Но объясняет ли нам этот анализ внутренних пружин, руководивших его поступками, почему все-таки Слугин у б и л? Именно в этот момент, а не в какой-то другой, именно этих людей, а не тех, именно так, а не как-то иначе? Вряд ли… Едва ли… Не следует ли в поисках причин этого необъяснимого для нас поступка обратиться к особенностям личности Слугина, к тем свойствам его характера, его темперамента, которые выделяют его из ряда других личностей, формируют его сложный психофизиологический и нравственный облик? Такой анализ не под силу юристу, не под силу и обычному педагогу, психологические познания которого не безграничны.
Вот что пишет криминолог и судебный психолог М. Коченов, также подвергший анализу это уникальное дело:
«Границы нашего познания расширяются с каждым годом, а значит, увеличиваются и возможности активного и благотворного воздействия на личность. Психология давно уже превратилась в реальную силу, и ее надо смелее вводить в бой с преступностью — прежде всего для профилактики правонарушений несовершеннолетних.

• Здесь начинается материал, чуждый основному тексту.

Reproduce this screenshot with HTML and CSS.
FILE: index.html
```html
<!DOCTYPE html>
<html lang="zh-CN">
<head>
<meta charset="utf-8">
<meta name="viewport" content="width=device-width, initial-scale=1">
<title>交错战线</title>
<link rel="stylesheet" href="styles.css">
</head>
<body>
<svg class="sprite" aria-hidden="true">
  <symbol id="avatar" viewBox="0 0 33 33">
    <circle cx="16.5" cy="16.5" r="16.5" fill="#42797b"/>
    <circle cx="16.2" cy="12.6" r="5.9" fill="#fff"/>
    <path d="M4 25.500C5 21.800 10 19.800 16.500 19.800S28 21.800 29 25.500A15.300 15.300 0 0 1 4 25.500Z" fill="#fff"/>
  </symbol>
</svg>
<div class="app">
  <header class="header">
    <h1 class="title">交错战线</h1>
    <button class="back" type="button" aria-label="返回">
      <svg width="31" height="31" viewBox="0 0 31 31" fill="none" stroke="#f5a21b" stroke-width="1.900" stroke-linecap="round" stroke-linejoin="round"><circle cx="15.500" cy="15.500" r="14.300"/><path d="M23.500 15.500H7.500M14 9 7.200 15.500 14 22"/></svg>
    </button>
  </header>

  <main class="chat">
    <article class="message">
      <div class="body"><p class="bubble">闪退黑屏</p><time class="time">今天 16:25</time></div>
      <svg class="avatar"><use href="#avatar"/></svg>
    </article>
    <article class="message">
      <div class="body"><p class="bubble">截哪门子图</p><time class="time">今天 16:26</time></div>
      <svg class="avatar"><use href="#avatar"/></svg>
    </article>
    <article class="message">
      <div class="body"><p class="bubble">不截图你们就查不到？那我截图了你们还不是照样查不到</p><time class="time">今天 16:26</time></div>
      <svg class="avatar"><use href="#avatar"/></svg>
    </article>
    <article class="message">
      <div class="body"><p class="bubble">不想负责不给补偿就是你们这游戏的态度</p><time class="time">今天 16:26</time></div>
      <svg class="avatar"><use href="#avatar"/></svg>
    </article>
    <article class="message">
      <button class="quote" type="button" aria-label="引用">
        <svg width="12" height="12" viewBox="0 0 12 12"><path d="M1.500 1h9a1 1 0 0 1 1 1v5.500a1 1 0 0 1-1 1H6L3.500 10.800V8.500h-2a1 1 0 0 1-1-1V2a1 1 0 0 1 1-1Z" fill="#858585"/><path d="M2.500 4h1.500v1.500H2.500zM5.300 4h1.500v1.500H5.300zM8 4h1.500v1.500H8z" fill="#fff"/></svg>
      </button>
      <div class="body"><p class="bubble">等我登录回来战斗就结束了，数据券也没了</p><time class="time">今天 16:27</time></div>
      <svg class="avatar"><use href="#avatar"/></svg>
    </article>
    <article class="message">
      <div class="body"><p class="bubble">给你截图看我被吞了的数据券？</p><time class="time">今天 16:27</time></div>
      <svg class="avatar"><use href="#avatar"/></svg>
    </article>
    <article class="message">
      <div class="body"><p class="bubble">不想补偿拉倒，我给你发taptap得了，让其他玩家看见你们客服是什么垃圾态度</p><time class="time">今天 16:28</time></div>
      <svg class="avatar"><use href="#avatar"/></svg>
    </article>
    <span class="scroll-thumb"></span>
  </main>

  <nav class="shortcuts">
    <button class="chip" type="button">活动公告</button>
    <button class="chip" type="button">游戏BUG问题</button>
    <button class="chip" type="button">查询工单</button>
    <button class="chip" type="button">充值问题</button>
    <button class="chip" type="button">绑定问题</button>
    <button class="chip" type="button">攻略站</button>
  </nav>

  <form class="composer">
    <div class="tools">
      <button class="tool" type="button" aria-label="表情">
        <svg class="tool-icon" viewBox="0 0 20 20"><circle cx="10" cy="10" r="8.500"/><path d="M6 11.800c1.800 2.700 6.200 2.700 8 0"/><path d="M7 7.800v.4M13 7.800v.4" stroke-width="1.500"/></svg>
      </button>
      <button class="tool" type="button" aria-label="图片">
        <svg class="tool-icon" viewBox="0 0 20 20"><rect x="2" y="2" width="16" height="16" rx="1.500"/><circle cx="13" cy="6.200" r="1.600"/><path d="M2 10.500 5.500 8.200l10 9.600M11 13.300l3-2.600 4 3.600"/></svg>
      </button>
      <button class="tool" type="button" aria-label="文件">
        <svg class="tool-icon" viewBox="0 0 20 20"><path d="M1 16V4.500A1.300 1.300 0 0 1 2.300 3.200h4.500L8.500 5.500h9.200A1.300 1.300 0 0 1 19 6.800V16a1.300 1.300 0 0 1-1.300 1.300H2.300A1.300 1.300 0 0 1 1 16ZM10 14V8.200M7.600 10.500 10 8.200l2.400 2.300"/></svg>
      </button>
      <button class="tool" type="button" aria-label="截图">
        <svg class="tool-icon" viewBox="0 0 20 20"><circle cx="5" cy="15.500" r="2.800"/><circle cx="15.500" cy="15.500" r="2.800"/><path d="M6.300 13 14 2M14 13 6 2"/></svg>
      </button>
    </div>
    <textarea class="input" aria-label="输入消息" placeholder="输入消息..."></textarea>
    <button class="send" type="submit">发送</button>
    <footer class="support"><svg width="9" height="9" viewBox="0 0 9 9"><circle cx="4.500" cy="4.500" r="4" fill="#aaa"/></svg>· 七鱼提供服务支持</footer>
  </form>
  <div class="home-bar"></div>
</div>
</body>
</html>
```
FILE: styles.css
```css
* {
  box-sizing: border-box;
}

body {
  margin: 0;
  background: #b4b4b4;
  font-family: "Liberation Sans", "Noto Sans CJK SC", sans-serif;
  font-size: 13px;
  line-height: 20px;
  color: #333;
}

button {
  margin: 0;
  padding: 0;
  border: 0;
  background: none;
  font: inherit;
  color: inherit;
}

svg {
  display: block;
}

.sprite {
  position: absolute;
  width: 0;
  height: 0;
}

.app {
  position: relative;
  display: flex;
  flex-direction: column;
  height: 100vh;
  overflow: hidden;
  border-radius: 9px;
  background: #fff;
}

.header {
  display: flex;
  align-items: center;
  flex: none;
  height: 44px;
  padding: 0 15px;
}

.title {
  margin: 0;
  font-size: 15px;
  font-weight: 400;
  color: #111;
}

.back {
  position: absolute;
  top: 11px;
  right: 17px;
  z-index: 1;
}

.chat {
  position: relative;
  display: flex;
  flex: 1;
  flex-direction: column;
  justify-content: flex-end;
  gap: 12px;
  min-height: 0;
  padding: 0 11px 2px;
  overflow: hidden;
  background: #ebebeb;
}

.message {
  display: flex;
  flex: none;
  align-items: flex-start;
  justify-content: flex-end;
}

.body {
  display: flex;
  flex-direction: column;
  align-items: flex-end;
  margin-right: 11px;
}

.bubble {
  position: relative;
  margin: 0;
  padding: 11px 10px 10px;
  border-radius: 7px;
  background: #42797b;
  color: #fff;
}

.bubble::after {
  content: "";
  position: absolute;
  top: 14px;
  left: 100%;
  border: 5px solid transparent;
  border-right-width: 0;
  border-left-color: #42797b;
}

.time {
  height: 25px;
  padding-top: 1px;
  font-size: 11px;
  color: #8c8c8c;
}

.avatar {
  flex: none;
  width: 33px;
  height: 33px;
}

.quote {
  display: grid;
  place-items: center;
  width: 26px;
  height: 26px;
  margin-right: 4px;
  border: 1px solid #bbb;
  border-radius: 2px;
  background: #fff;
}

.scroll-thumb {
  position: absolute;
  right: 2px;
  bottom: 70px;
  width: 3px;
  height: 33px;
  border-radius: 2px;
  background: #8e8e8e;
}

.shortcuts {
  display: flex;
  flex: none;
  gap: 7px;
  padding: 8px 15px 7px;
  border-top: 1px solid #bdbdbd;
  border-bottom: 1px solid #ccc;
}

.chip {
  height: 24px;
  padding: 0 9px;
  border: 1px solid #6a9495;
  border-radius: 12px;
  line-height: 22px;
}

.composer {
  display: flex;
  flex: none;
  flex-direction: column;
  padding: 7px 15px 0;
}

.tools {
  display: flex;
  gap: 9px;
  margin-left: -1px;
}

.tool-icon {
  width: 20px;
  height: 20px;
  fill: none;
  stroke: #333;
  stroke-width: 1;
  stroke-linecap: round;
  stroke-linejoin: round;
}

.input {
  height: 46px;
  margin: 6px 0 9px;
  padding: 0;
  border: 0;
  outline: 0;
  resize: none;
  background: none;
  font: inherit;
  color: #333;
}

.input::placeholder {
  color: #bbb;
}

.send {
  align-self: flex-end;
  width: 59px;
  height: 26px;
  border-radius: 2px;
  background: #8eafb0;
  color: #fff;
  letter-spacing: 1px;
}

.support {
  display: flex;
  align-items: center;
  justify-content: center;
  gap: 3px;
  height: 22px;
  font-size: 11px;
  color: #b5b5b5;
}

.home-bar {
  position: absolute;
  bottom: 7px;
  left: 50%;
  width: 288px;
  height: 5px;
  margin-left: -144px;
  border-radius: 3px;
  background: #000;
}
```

Настало, видимо, время для серьезного обсуждения возможности создания в той или иной форме практической психолого-педагогической службы, направленной на предупреждение преступности несовершеннолетних.
Представим себе, что после одного из первых правонарушений Слугин попадает не на беседу к участковому уполномоченному, а на исследование к профессиональному психологу. Думаю, что многое было бы обнаружено своевременно, а значит — своевременно приняты меры.
Не будет ничего зазорного и в том, если органы, от которых зависит выбор формы наказания подростка, обратятся за консультацией к специалистам в области психологии и педагогики. Между прочим, подобный опыт уже существует и в некоторых европейских социалистических странах. Разве преподаватели ГПТУ и даже — еще того раньше — учителя школы не могли обратить внимание на ту общественную опасность, которая таится в особенностях психики Слугина, в образе его жизни? Но они оказались неспособными вовремя предотвратить это зло. Зато если бы существовала надлежащая психологическая служба, такие вопросы решились бы профессионально и эффективно. Почти не сомневаюсь в том, что психологи, учитывая условия, в которых жил Слугин, и некоторые особенности его личности, порекомендовали бы изолировать его на некоторое время, а не предоставлять возможность «перевоспитываться» своими силами и средствами».
Хотя М. Коченов и уклонился от четкого ответа на вопрос, что же послужило мотивом этого преступления (он признал лишь, что «дело Слугина и Бульбакова принадлежит к числу уникальных по фабуле и сложнейших в психологическом отношении»), им, и это самое главное, предложено конструктивное и весьма перспективное решение для профилактики наиболее опасных и тяжких преступлений, совершаемых людьми, подобными Слугину. Ведь для каждого очевидно, что сигналы «остерегайтесь меня» Слугин подавал не раз. Весь его облик, его поведение, отношение к окружающим, глухое равнодушие к чужой боли, «самоутверждаемость» насилием, потребность в агрессивных действиях, в причинении страданий, — все это было так очевидно, что требовалось даже не зоркое око педагога, а внимательный взгляд самого обыкновенного, профессионально далекого от педагогики, человека, чтобы понять реальную опасность, которую Слугин представляет для общества. Представляет и в том случае, если он п о к а еще и не совершил тяжкого деяния.